⟨
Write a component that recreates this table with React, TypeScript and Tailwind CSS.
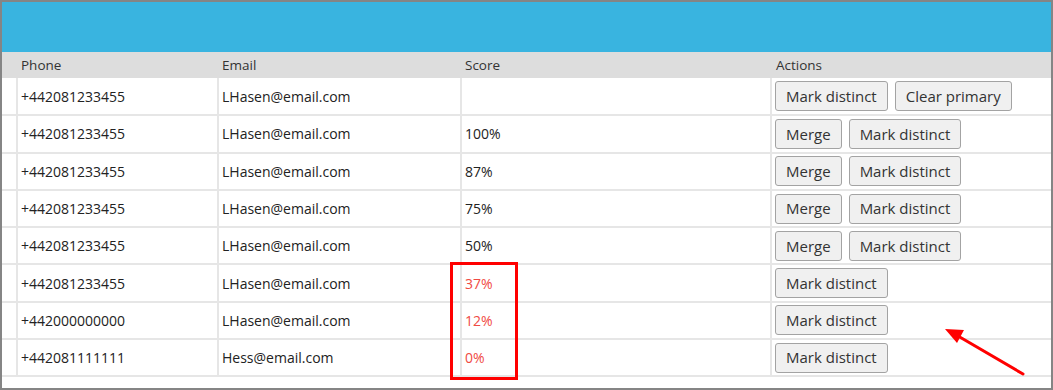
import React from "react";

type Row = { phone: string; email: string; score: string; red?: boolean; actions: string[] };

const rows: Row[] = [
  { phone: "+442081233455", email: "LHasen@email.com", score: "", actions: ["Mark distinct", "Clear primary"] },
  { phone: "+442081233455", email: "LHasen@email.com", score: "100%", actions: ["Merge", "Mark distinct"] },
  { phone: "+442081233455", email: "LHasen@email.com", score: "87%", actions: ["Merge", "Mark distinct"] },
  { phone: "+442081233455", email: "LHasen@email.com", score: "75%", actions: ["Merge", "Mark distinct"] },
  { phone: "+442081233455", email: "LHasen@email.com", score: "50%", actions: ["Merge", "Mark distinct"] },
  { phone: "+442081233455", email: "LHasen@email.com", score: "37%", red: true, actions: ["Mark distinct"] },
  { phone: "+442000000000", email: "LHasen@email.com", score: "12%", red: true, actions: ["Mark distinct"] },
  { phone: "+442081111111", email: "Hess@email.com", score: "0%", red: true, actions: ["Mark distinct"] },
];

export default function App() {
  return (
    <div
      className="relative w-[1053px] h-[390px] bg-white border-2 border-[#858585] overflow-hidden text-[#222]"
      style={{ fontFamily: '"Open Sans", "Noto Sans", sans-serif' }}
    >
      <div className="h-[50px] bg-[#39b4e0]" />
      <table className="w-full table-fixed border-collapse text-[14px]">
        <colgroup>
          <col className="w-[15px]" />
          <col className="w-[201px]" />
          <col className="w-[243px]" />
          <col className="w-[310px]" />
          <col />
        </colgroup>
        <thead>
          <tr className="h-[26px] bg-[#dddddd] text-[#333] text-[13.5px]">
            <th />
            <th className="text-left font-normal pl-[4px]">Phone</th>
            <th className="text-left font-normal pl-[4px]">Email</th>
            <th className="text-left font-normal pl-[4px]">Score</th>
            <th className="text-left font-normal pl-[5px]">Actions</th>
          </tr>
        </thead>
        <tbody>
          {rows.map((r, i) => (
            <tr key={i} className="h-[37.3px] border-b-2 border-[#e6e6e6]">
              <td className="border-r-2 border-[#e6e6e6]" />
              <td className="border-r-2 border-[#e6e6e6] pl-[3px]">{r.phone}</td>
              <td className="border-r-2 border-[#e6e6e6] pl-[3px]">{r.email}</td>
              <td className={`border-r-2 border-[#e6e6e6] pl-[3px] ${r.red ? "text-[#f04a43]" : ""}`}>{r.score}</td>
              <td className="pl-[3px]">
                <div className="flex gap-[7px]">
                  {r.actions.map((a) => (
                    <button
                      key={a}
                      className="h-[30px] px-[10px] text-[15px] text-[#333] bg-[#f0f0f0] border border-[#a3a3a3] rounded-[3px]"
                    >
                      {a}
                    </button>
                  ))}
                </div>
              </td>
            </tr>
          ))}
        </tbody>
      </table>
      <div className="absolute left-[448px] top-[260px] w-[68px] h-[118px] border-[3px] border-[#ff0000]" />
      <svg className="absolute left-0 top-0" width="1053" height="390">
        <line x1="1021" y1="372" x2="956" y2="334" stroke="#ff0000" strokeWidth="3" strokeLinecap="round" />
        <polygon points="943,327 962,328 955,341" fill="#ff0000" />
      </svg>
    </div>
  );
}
⟩
## YOUR INSTRUCTIONS
Leave the pictures out and reproduce exactly the lines from the top of the listing above through the line with "string; email: string;".

## EXERCISE ANSWER
Write a component that recreates this table with React, TypeScript and Tailwind CSS.
import React from "react";

type Row = { phone: string; email: string; score: string; red?: boolean; actions: string[] };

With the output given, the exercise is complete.